On dit que le budget de 54 milliards ariary dans la loi de Finances (LFI 2023) ne couvre pas les besoins financiers en matière électorale rien que pour les présidentielles. Sachant que les élections communales sont aussi prévues à la même période. On s'achemine vers une situation de crise politique grave. Au regard de la non-prise en compte par l'État des problèmes électoraux passés consignés dans les différents rapports (Union Européenne, Union Africaine, SADC, société civile, etc.), les bailleurs de fonds rechignent à mettre en place un " basket fund " pour aider financièrement l'administration à travers la CENI. L'Union européenne vient de débloquer un financement pour le suivi électoral en faveur de la société civile.

Certaines voix se sont levées pour fustiger les membres des institutions en charge des élections. À votre avis, sont-elles crédibles ?

La réponse est catégoriquement, non. Quand on parle d'opération électorale deux institutions et un organe sont concernés. Il faut revoir les dispositions constitutionnelles et légales concernant la nomination des membres de la Haute Cour Constitutionnelle et de la CENI. L'interpellation pour avis sur la motion de censure de l'Assemblée nationale conforte les suspicions que les membres de la HCC sont des personnes liées au régime actuel. La HCC n'a jamais balisé l'État de droit à Madagascar, on aurait pu éviter des crises politiques si c'était le cas. Les membres de la CENI sont loin de rassurer au regard des profils et à l'écoute des discours officiels tendancieux et non crédibles. La dépendance financière CENI au budget de l'Etat de la HCC ne rassure pas. Il faut revoir la composition des membres, pour cela il faut interdire la nomination de personnalités proches du pouvoir au sein de la CENI et de la HCC et à des postes pouvant influer le résultat des élections comme le ministre de l'Intérieur qui ne renforce pas la confiance des électeurs dans le processus démocratique. Il faut un minimum de consensus sur le profil des membres des titulaires des fonctions liées aux élections : HCC, ministre de l'Intérieur et CENI. Il faut faire l'économie de troubles post-électoraux prévisibles.
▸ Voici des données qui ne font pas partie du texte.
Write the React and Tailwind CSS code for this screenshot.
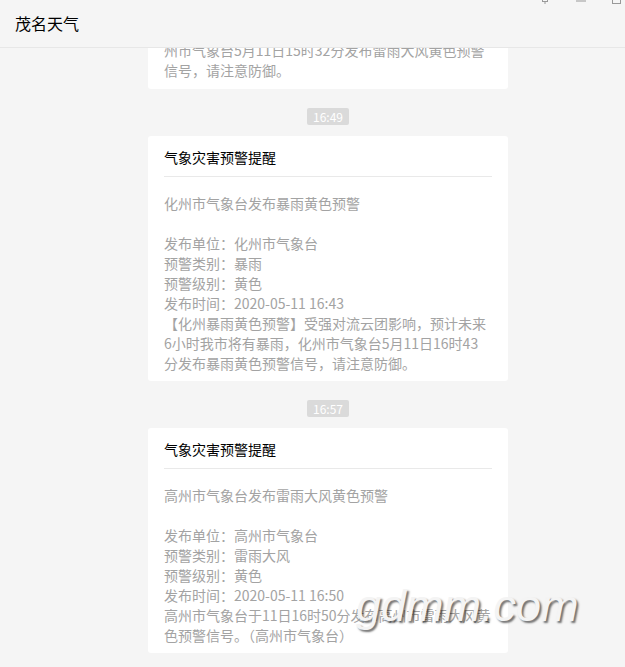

Qu'avancez vous comme alternative ?

Avec ses qualités et ses erreurs passées, le FFKM est la seule structure ayant une couverture nationale même au-delà des fokontany. Lors de son 43ème Congrès à Ambatondrazaka au mois de novembre, le FFKM va organiser le " Fihaonam-be any FFKM " et instaurer l' " Andrimaso FFKM " qui est capable de couvrir à 100% le territoire national dans le cadre du suivi des élections. En vue de prévenir les crises électorales à venir, il s'avère opportun d'engager un processus participatif et inclusif pour consolider et finaliser les efforts, pour l'amélioration de l'encadrement juridique électoral, afin de mieux s'assurer de contribuer à apaiser les futures échéances électorales et de mettre en place les voies et moyens pour le respect des règles démocratiques, garantes de la stabilité politique et institutionnelle du pays. Il faut aussi prévoir un cadre juridique qui permet de sanctionner les infractions commises lors de pré-campagnes, de campagnes et de post-campagnes lors de propagandes ou de meetings par des candidats ou ses partisans, entre autres l'utilisation de biens et matériels de l'Etat, la participation d'agents publics et membres de l'administration étatique aux évènements de campagne, la distribution d'argent, les stations audiovisuelles et la presse écrite, etc.